Le 1er avril 2024, deux missiles aérobalistiques Rampage lancés par des avions israéliens touchaient le consulat de la République islamique d’Iran à Damas, faisant une dizaine de morts, parmi lesquels figuraient trois officiers supérieurs. Téhéran indiqua aussitôt que l’Iran se réservait le droit d’apporter une « réponse décisive » (3).

L’approche de la tempête

La menace suscita l’envoi par Washington de moyens supplémentaires dans la région, sous la forme de chasseurs, d’une batterie THAAD et de destroyers équipés de systèmes antibalistiques, tandis que la Heyl Ha’Avir (force aérospatiale) israélienne renforçait son niveau d’alerte alors que l’Iran transmettait à ses alliés un préavis sur l’attaque à venir.

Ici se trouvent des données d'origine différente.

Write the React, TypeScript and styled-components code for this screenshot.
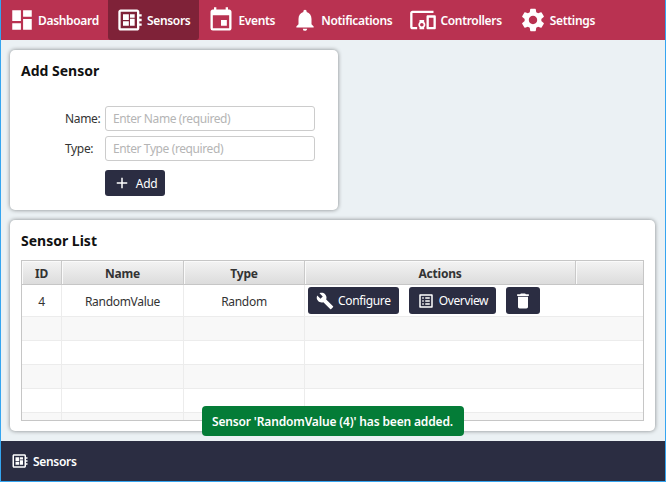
import React from "react";
import styled, { createGlobalStyle } from "styled-components";
import {
  MdAdd,
  MdBuild,
  MdDashboard,
  MdDelete,
  MdDeveloperBoard,
  MdDevicesOther,
  MdEvent,
  MdNotifications,
  MdOutlineListAlt,
  MdSettings,
} from "react-icons/md";

const GlobalStyle = createGlobalStyle`
  html, body {
    margin: 0;
    padding: 0;
    height: 100%;
    overflow: hidden;
  }
  * {
    box-sizing: border-box;
  }
  body {
    font-family: "Noto Sans", "Open Sans", Arial, sans-serif;
    font-size: 12px;
    color: #2b2d42;
  }
`;

const Shell = styled.div`
  position: relative;
  display: flex;
  flex-direction: column;
  width: 666px;
  height: 482px;
  border: solid #35a5f0;
  border-width: 0 1px 1px 1px;
  background: #ebf1f4;
`;

const NavBar = styled.nav`
  display: flex;
  flex: 0 0 40px;
  background: #b93251;
`;

const NavItem = styled.div<{ $active?: boolean; $iconSize: number }>`
  display: flex;
  align-items: center;
  gap: 3px;
  height: 40px;
  padding: 0 9px 0 8px;
  border-radius: 0 0 3px 3px;
  color: #fff;
  font-weight: 600;
  font-size: 12px;
  letter-spacing: -0.32px;
  background: ${(p) => (p.$active ? "#7f2238" : "transparent")};
  svg {
    font-size: ${(p) => p.$iconSize}px;
    flex: none;
  }
`;

const Content = styled.main`
  display: flex;
  flex: 1;
  flex-direction: column;
  gap: 10px;
  padding: 10px 10px 10px 9px;
  min-height: 0;
`;

const Card = styled.section<{ $width?: string; $height: string }>`
  width: ${(p) => p.$width || "100%"};
  height: ${(p) => p.$height};
  flex: none;
  padding: 10px 11px;
  border-radius: 5px;
  background: #fff;
  box-shadow: 0 0 4px rgba(0, 0, 0, 0.45);
`;

const Title = styled.h2`
  margin: 0;
  font-size: 14px;
  line-height: 22px;
  font-weight: 700;
  color: #111;
`;

const Form = styled.form`
  display: grid;
  grid-template-columns: 40px 210px;
  grid-auto-rows: 25px;
  row-gap: 5px;
  margin: 24px 0 0 44px;
`;

const Label = styled.label`
  align-self: center;
  font-size: 12px;
  letter-spacing: -0.35px;
  color: #333;
`;

const Input = styled.input`
  width: 210px;
  height: 25px;
  padding: 0 7px;
  border: 1px solid #ccc;
  border-radius: 3px;
  font: inherit;
  letter-spacing: -0.4px;
  outline: none;
  &::placeholder {
    color: #b5b5b5;
    opacity: 1;
  }
`;

const Button = styled.button`
  display: inline-flex;
  align-items: center;
  justify-content: center;
  gap: 4px;
  height: 27px;
  padding: 0 8px;
  border: none;
  border-radius: 3px;
  background: #2b2d42;
  color: #fff;
  font: inherit;
  letter-spacing: -0.35px;
  svg {
    font-size: 18px;
    flex: none;
  }
`;

const AddButton = styled(Button)`
  grid-column: 2;
  gap: 5px;
  width: 60px;
  height: 26px;
  margin-top: 4px;
`;

const TrashButton = styled(Button)`
  padding: 0 7px;
  svg {
    font-size: 20px;
  }
`;

const GridFrame = styled.div`
  height: 161px;
  margin-top: 8px;
  overflow: hidden;
  border: 1px solid #c6c6c6;
`;

const Table = styled.table`
  width: 100%;
  table-layout: fixed;
  border-collapse: separate;
  border-spacing: 0;
`;

const Th = styled.th<{ $width?: string }>`
  width: ${(p) => p.$width || "auto"};
  height: 24px;
  padding: 1px 0 0;
  border-right: 1px solid #c9c9c9;
  border-bottom: 1px solid #c6c6c6;
  box-shadow: inset 1px 1px 0 #fafafa;
  background: linear-gradient(#f3f3f3, #dcdcdc);
  font-size: 12px;
  font-weight: 700;
  color: #333;
  letter-spacing: -0.2px;
  &:last-child {
    border-right: none;
  }
`;

const Tr = styled.tr<{ $alt?: boolean; $tall?: boolean }>`
  height: ${(p) => (p.$tall ? "32px" : "24px")};
  background: ${(p) => (p.$alt ? "#f8f8f8" : "#fff")};
`;

const Td = styled.td`
  padding: 0;
  border-right: 1px solid #ececec;
  border-bottom: 1px solid #ececec;
  text-align: center;
  font-size: 12px;
  letter-spacing: -0.3px;
  color: #333;
`;

const TextCell = styled(Td)`
  padding-top: 2px;
`;

const ActionCell = styled(Td)`
  text-align: left;
  border-right: none;
`;

const Actions = styled.div`
  display: flex;
  gap: 10px;
  padding-left: 3px;
`;

const Footer = styled.footer`
  display: flex;
  flex: 0 0 40px;
  align-items: center;
  gap: 4px;
  padding-left: 10px;
  background: #2b2d42;
  color: #fff;
  font-weight: 600;
  letter-spacing: -0.32px;
  svg {
    font-size: 18px;
  }
`;

const Toast = styled.div`
  position: absolute;
  left: 201px;
  top: 406px;
  display: flex;
  align-items: center;
  justify-content: center;
  width: 262px;
  height: 30px;
  padding-right: 1px;
  border-radius: 4px;
  background: #047c37;
  color: #fff;
  font-weight: 600;
  letter-spacing: -0.15px;
`;

const navItems = [
  { label: "Dashboard", icon: <MdDashboard />, size: 26 },
  { label: "Sensors", icon: <MdDeveloperBoard />, size: 28, active: true },
  { label: "Events", icon: <MdEvent />, size: 28 },
  { label: "Notifications", icon: <MdNotifications />, size: 26 },
  { label: "Controllers", icon: <MdDevicesOther />, size: 28 },
  { label: "Settings", icon: <MdSettings />, size: 28 },
];

export default function App() {
  return (
    <Shell>
      <GlobalStyle />
      <NavBar>
        {navItems.map((item) => (
          <NavItem key={item.label} $active={item.active} $iconSize={item.size}>
            {item.icon}
            {item.label}
          </NavItem>
        ))}
      </NavBar>
      <Content>
        <Card $width="328px" $height="160px">
          <Title>Add Sensor</Title>
          <Form onSubmit={(e) => e.preventDefault()}>
            <Label>Name:</Label>
            <Input placeholder="Enter Name (required)" />
            <Label>Type:</Label>
            <Input placeholder="Enter Type (required)" />
            <AddButton>
              <MdAdd />
              Add
            </AddButton>
          </Form>
        </Card>
        <Card $height="211px">
          <Title>Sensor List</Title>
          <GridFrame>
            <Table>
              <thead>
                <tr>
                  <Th $width="40px">ID</Th>
                  <Th $width="122px">Name</Th>
                  <Th $width="121px">Type</Th>
                  <Th $width="271px">Actions</Th>
                  <Th />
                </tr>
              </thead>
              <tbody>
                <Tr $tall>
                  <TextCell>4</TextCell>
                  <TextCell>RandomValue</TextCell>
                  <TextCell>Random</TextCell>
                  <ActionCell colSpan={2}>
                    <Actions>
                      <Button>
                        <MdBuild />
                        Configure
                      </Button>
                      <Button>
                        <MdOutlineListAlt />
                        Overview
                      </Button>
                      <TrashButton>
                        <MdDelete />
                      </TrashButton>
                    </Actions>
                  </ActionCell>
                </Tr>
                {[true, false, true, false, true].map((alt, i) => (
                  <Tr key={i} $alt={alt}>
                    <Td />
                    <Td />
                    <Td />
                    <ActionCell colSpan={2} />
                  </Tr>
                ))}
              </tbody>
            </Table>
          </GridFrame>
        </Card>
      </Content>
      <Footer>
        <MdDeveloperBoard />
        Sensors
      </Footer>
      <Toast>Sensor 'RandomValue (4)' has been added.</Toast>
    </Shell>
  );
}
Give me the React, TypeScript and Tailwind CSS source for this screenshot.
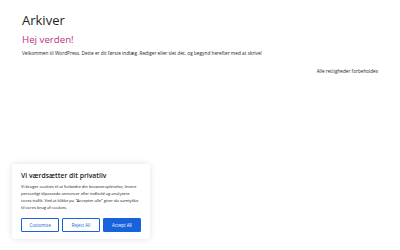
import React from 'react';

const font = { fontFamily: '"Open Sans", "Noto Sans", sans-serif' };

export default function App() {
  return (
    <div className="relative w-[400px] h-[250px] bg-white overflow-hidden" style={font}>
      {/* Page content */}
      <main className="px-[22px] pt-[11px]">
        <h1 className="text-[13px] leading-[19px] text-[#1e1e1e] font-normal">Arkiver</h1>
        <h2 className="mt-[3px] text-[9.7px] leading-[14px] text-[#b8327c] font-normal">Hej verden!</h2>
        <p className="mt-[3px] text-[4.75px] leading-[7px] text-[#1e1e1e]">
          Velkommen til WordPress. Dette er dit første indlæg. Rediger eller slet det, og begynd herefter med at skrive!
        </p>
        <p className="mt-[11px] text-right text-[4.7px] leading-[7px] text-[#1e1e1e]">Alle rettigheder forbeholdes</p>
      </main>

      {/* Cookie consent banner */}
      <div className="absolute left-[12px] top-[164px] w-[138px] rounded-[3px] bg-white px-[9px] pt-[7px] pb-[7px] shadow-[0_0_6px_rgba(0,0,0,0.12)]">
        <h3 className="text-[6.8px] leading-[9px] font-semibold text-[#212121]">Vi værdsætter dit privatliv</h3>
        <p className="mt-[3px] text-[4.2px] leading-[7px] tracking-[-0.05px] text-[#212121]">
          Vi bruger cookies til at forbedre din browseroplevelse, levere personligt tilpassede annoncer eller indhold og analysere vores trafik. Ved at klikke på "Accepter alle" giver du samtykke til vores brug af cookies.
        </p>
        <div className="mt-[7px] flex gap-[2.5px]">
          <button className="flex-1 h-[14px] border border-[#1863dc] rounded-[1px] text-[4.4px] text-[#1863dc] bg-white">Customise</button>
          <button className="flex-1 h-[14px] border border-[#1863dc] rounded-[1px] text-[4.4px] text-[#1863dc] bg-white">Reject All</button>
          <button className="flex-1 h-[14px] border border-[#1863dc] rounded-[1px] text-[4.4px] text-white bg-[#1863dc]">Accept All</button>
        </div>
      </div>
    </div>
  );
}
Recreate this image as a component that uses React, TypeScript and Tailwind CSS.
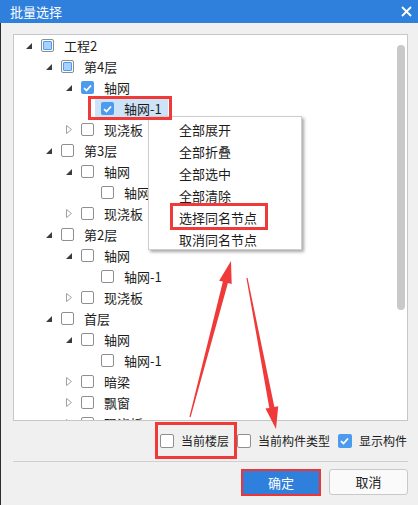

Le 12 avril, le Hezbollah lançait deux drones – suicides puis, en soirée, près de 40 roquettes contre le nord d’Israël, le mouvement annonçant avoir ciblé des positions d’artillerie. La plupart étaient interceptées tandis que la Heyl Ha’Avir menait comme de coutume des contre – frappes en territoire libanais. Dans la journée du 13 avril 2024, des commandos de la branche navale des pasdarans abordaient le porte – conteneurs MSC Aries, battant pavillon portugais, mais dont l’armateur serait un homme d’affaires israélien, alors qu’il transitait dans le détroit d’Ormuz. Puis, dans la soirée, le Hezbollah tirait 25 roquettes contre une base de Tsahal dans le Golan, prélude à une attaque iranienne inédite par son ampleur.